--- start of DATA SECTION ---

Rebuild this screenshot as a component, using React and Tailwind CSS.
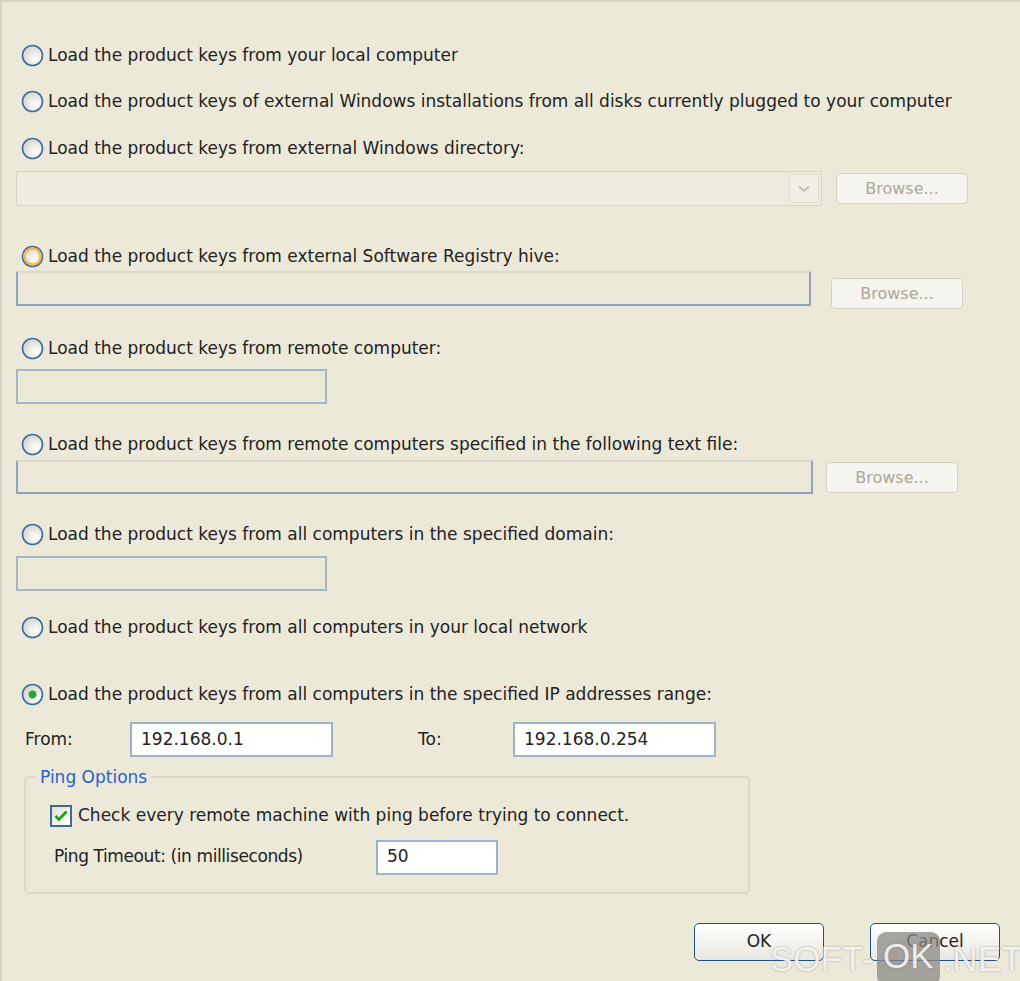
import React from 'react';

const font = { fontFamily: '"DejaVu Sans", Verdana, sans-serif' };

function Radio({ checked, hover }) {
  return (
    <svg width="23" height="23" viewBox="0 0 23 23" className="shrink-0">
      <defs>
        <radialGradient id={hover ? 'rgh' : 'rg'} cx="0.65" cy="0.65" r="0.7">
          <stop offset="0" stopColor="#ffffff" />
          <stop offset="1" stopColor="#d6d3c8" />
        </radialGradient>
      </defs>
      <circle cx="11.5" cy="11.5" r="10" fill={hover ? 'url(#rgh)' : 'url(#rg)'} stroke="#3a6ea5" strokeWidth="1.6" />
      {hover && <circle cx="11.5" cy="11.5" r="8" fill="none" stroke="#f5b84a" strokeWidth="2.6" />}
      {checked && <circle cx="11.5" cy="11.5" r="4.2" fill="#2fa33a" stroke="#9fd89f" strokeWidth="1" />}
    </svg>
  );
}

function RadioRow({ label, checked, hover, className }) {
  return (
    <div className={`flex h-6 items-center gap-[4px] pl-[19px] ${className}`}>
      <Radio checked={checked} hover={hover} />
      <span className="text-[17px] leading-6 text-[#222]">{label}</span>
    </div>
  );
}

function BrowseButton({ className }) {
  return (
    <div className={`flex h-[31px] w-[132px] items-center justify-center rounded-[4px] border border-[#d4d1c2] bg-[#f5f4ee] text-[16px] text-[#aca899] ${className}`}>
      Browse...
    </div>
  );
}

function Button({ label }) {
  return (
    <div className="flex h-[38px] w-[130px] items-center justify-center rounded-[5px] border-[1.5px] border-[#1f4f84] bg-gradient-to-b from-white to-[#e9e7df] text-[17px] text-[#222]">
      {label}
    </div>
  );
}

export default function App() {
  return (
    <div className="relative h-[981px] w-[1020px] overflow-hidden border-l-2 border-t-2 border-[#d8d5c6] bg-[#ece9d9]" style={font}>
      <div className="pt-[41px]">
        <RadioRow label="Load the product keys from your local computer" />
        <RadioRow className="mt-[22px]" label="Load the product keys of external Windows installations from all disks currently plugged to your computer" />
        <RadioRow className="mt-[23px]" label="Load the product keys from external Windows directory:" />

        <div className="mt-[11px] flex items-center pl-[14px]">
          <div className="flex h-[35px] w-[806px] items-stretch rounded-[2px] border border-[#d6d3c4] bg-[#eeebdd]">
            <div className="flex-1" />
            <div className="my-[2px] mr-[2px] flex w-[30px] items-center justify-center rounded-[2px] border border-[#e0ddd0] bg-[#f1efe5]">
              <svg width="12" height="8" viewBox="0 0 12 8">
                <path d="M1 1.5 L6 6 L11 1.5" fill="none" stroke="#c4c1b4" strokeWidth="2" />
              </svg>
            </div>
          </div>
          <BrowseButton className="ml-[14px]" />
        </div>

        <RadioRow className="mt-[38px]" hover label="Load the product keys from external Software Registry hive:" />
        <div className="mt-[3px] flex items-start pl-[14px]">
          <div className="h-[35px] w-[795px] border-2 border-[#8fa5b9] border-t-[#dcd9ca]" />
          <BrowseButton className="ml-[20px] mt-[7px]" />
        </div>

        <RadioRow className="mt-[27px]" label="Load the product keys from remote computer:" />
        <div className="mt-[9px] pl-[14px]">
          <div className="h-[35px] w-[311px] border-2 border-[#a5b6c6]" />
        </div>

        <RadioRow className="mt-[28px]" label="Load the product keys from remote computers specified in the following text file:" />
        <div className="mt-[4px] flex items-start pl-[14px]">
          <div className="h-[34px] w-[797px] border-2 border-[#8fa5b9] border-t-[#dcd9ca]" />
          <BrowseButton className="ml-[13px] mt-[2px]" />
        </div>

        <RadioRow className="mt-[28px]" label="Load the product keys from all computers in the specified domain:" />
        <div className="mt-[10px] pl-[14px]">
          <div className="h-[35px] w-[311px] border-2 border-[#a5b6c6]" />
        </div>

        <RadioRow className="mt-[24px]" label="Load the product keys from all computers in your local network" />
        <RadioRow className="mt-[43px]" checked label="Load the product keys from all computers in the specified IP addresses range:" />

        <div className="mt-[16px] flex items-center text-[17px] text-[#222]">
          <span className="w-[128px] pl-[23px]">From:</span>
          <div className="flex h-[35px] w-[203px] items-center border-2 border-[#9db3c8] bg-white pl-[9px]">192.168.0.1</div>
          <span className="ml-[85px] w-[95px]">To:</span>
          <div className="flex h-[35px] w-[203px] items-center border-2 border-[#9db3c8] bg-white pl-[9px]">192.168.0.254</div>
        </div>

        <div className="relative ml-[22px] mt-[19px] h-[118px] w-[726px] rounded-[5px] border-2 border-[#dcd9c9]">
          <span className="absolute -top-[13px] left-[10px] bg-[#ece9d9] px-[4px] text-[17px] leading-6 text-[#2760d0]">Ping Options</span>
          <div className="mt-[25px] flex items-center pl-[24px]">
            <div className="flex h-[22px] w-[22px] items-center justify-center border-2 border-[#3c6a9d] bg-gradient-to-br from-[#e2e0d6] to-white">
              <svg width="14" height="12" viewBox="0 0 14 12">
                <path d="M1.5 6 L5 9.5 L12.5 1.5" fill="none" stroke="#21a121" strokeWidth="2.8" />
              </svg>
            </div>
            <span className="ml-[6px] text-[17px] text-[#222]">Check every remote machine with ping before trying to connect.</span>
          </div>
          <div className="mt-[11px] flex items-center pl-[28px] text-[17px] text-[#222]">
            <span className="w-[322px] tracking-[-0.4px]">Ping Timeout: (in milliseconds)</span>
            <div className="flex h-[35px] w-[122px] items-center border-2 border-[#9db3c8] bg-white pl-[9px]">50</div>
          </div>
        </div>

        <div className="mt-[29px] flex justify-end gap-[46px] pr-[20px]">
          <Button label="OK" />
          <Button label="Cancel" />
        </div>
      </div>

      <div className="pointer-events-none absolute left-[768px] top-[930px] flex items-center text-[35px] leading-none text-white/85" style={{ fontFamily: '"Liberation Sans", Arial, sans-serif', textShadow: '0 0 2px rgba(110,110,110,0.7)' }}>
        <span>SOFT-</span>
        <span className="ml-[4px] rounded-[9px] bg-[#8a8884]/75 px-[6px] pb-[12px] pt-[6px]">OK</span>
        <span className="ml-[3px]">.NET</span>
      </div>
    </div>
  );
}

--- end of DATA SECTION ---

- _WHAT YOU NEED TO DO_
Quote the material exactly. Pictures stay out.

- _TASK RESPONSE_
Rebuild this screenshot as a component, using React and Tailwind CSS.
import React from 'react';

const font = { fontFamily: '"DejaVu Sans", Verdana, sans-serif' };

function Radio({ checked, hover }) {
  return (
    <svg width="23" height="23" viewBox="0 0 23 23" className="shrink-0">
      <defs>
        <radialGradient id={hover ? 'rgh' : 'rg'} cx="0.65" cy="0.65" r="0.7">
          <stop offset="0" stopColor="#ffffff" />
          <stop offset="1" stopColor="#d6d3c8" />
        </radialGradient>
      </defs>
      <circle cx="11.5" cy="11.5" r="10" fill={hover ? 'url(#rgh)' : 'url(#rg)'} stroke="#3a6ea5" strokeWidth="1.6" />
      {hover && <circle cx="11.5" cy="11.5" r="8" fill="none" stroke="#f5b84a" strokeWidth="2.6" />}
      {checked && <circle cx="11.5" cy="11.5" r="4.2" fill="#2fa33a" stroke="#9fd89f" strokeWidth="1" />}
    </svg>
  );
}

function RadioRow({ label, checked, hover, className }) {
  return (
    <div className={`flex h-6 items-center gap-[4px] pl-[19px] ${className}`}>
      <Radio checked={checked} hover={hover} />
      <span className="text-[17px] leading-6 text-[#222]">{label}</span>
    </div>
  );
}

function BrowseButton({ className }) {
  return (
    <div className={`flex h-[31px] w-[132px] items-center justify-center rounded-[4px] border border-[#d4d1c2] bg-[#f5f4ee] text-[16px] text-[#aca899] ${className}`}>
      Browse...
    </div>
  );
}

function Button({ label }) {
  return (
    <div className="flex h-[38px] w-[130px] items-center justify-center rounded-[5px] border-[1.5px] border-[#1f4f84] bg-gradient-to-b from-white to-[#e9e7df] text-[17px] text-[#222]">
      {label}
    </div>
  );
}

export default function App() {
  return (
    <div className="relative h-[981px] w-[1020px] overflow-hidden border-l-2 border-t-2 border-[#d8d5c6] bg-[#ece9d9]" style={font}>
      <div className="pt-[41px]">
        <RadioRow label="Load the product keys from your local computer" />
        <RadioRow className="mt-[22px]" label="Load the product keys of external Windows installations from all disks currently plugged to your computer" />
        <RadioRow className="mt-[23px]" label="Load the product keys from external Windows directory:" />

        <div className="mt-[11px] flex items-center pl-[14px]">
          <div className="flex h-[35px] w-[806px] items-stretch rounded-[2px] border border-[#d6d3c4] bg-[#eeebdd]">
            <div className="flex-1" />
            <div className="my-[2px] mr-[2px] flex w-[30px] items-center justify-center rounded-[2px] border border-[#e0ddd0] bg-[#f1efe5]">
              <svg width="12" height="8" viewBox="0 0 12 8">
                <path d="M1 1.5 L6 6 L11 1.5" fill="none" stroke="#c4c1b4" strokeWidth="2" />
              </svg>
            </div>
          </div>
          <BrowseButton className="ml-[14px]" />
        </div>

        <RadioRow className="mt-[38px]" hover label="Load the product keys from external Software Registry hive:" />
        <div className="mt-[3px] flex items-start pl-[14px]">
          <div className="h-[35px] w-[795px] border-2 border-[#8fa5b9] border-t-[#dcd9ca]" />
          <BrowseButton className="ml-[20px] mt-[7px]" />
        </div>

        <RadioRow className="mt-[27px]" label="Load the product keys from remote computer:" />
        <div className="mt-[9px] pl-[14px]">
          <div className="h-[35px] w-[311px] border-2 border-[#a5b6c6]" />
        </div>

        <RadioRow className="mt-[28px]" label="Load the product keys from remote computers specified in the following text file:" />
        <div className="mt-[4px] flex items-start pl-[14px]">
          <div className="h-[34px] w-[797px] border-2 border-[#8fa5b9] border-t-[#dcd9ca]" />
          <BrowseButton className="ml-[13px] mt-[2px]" />
        </div>

        <RadioRow className="mt-[28px]" label="Load the product keys from all computers in the specified domain:" />
        <div className="mt-[10px] pl-[14px]">
          <div className="h-[35px] w-[311px] border-2 border-[#a5b6c6]" />
        </div>

        <RadioRow className="mt-[24px]" label="Load the product keys from all computers in your local network" />
        <RadioRow className="mt-[43px]" checked label="Load the product keys from all computers in the specified IP addresses range:" />

        <div className="mt-[16px] flex items-center text-[17px] text-[#222]">
          <span className="w-[128px] pl-[23px]">From:</span>
          <div className="flex h-[35px] w-[203px] items-center border-2 border-[#9db3c8] bg-white pl-[9px]">192.168.0.1</div>
          <span className="ml-[85px] w-[95px]">To:</span>
          <div className="flex h-[35px] w-[203px] items-center border-2 border-[#9db3c8] bg-white pl-[9px]">192.168.0.254</div>
        </div>

        <div className="relative ml-[22px] mt-[19px] h-[118px] w-[726px] rounded-[5px] border-2 border-[#dcd9c9]">
          <span className="absolute -top-[13px] left-[10px] bg-[#ece9d9] px-[4px] text-[17px] leading-6 text-[#2760d0]">Ping Options</span>
          <div className="mt-[25px] flex items-center pl-[24px]">
            <div className="flex h-[22px] w-[22px] items-center justify-center border-2 border-[#3c6a9d] bg-gradient-to-br from-[#e2e0d6] to-white">
              <svg width="14" height="12" viewBox="0 0 14 12">
                <path d="M1.5 6 L5 9.5 L12.5 1.5" fill="none" stroke="#21a121" strokeWidth="2.8" />
              </svg>
            </div>
            <span className="ml-[6px] text-[17px] text-[#222]">Check every remote machine with ping before trying to connect.</span>
          </div>
          <div className="mt-[11px] flex items-center pl-[28px] text-[17px] text-[#222]">
            <span className="w-[322px] tracking-[-0.4px]">Ping Timeout: (in milliseconds)</span>
            <div className="flex h-[35px] w-[122px] items-center border-2 border-[#9db3c8] bg-white pl-[9px]">50</div>
          </div>
        </div>

        <div className="mt-[29px] flex justify-end gap-[46px] pr-[20px]">
          <Button label="OK" />
          <Button label="Cancel" />
        </div>
      </div>

      <div className="pointer-events-none absolute left-[768px] top-[930px] flex items-center text-[35px] leading-none text-white/85" style={{ fontFamily: '"Liberation Sans", Arial, sans-serif', textShadow: '0 0 2px rgba(110,110,110,0.7)' }}>
        <span>SOFT-</span>
        <span className="ml-[4px] rounded-[9px] bg-[#8a8884]/75 px-[6px] pb-[12px] pt-[6px]">OK</span>
        <span className="ml-[3px]">.NET</span>
      </div>
    </div>
  );
}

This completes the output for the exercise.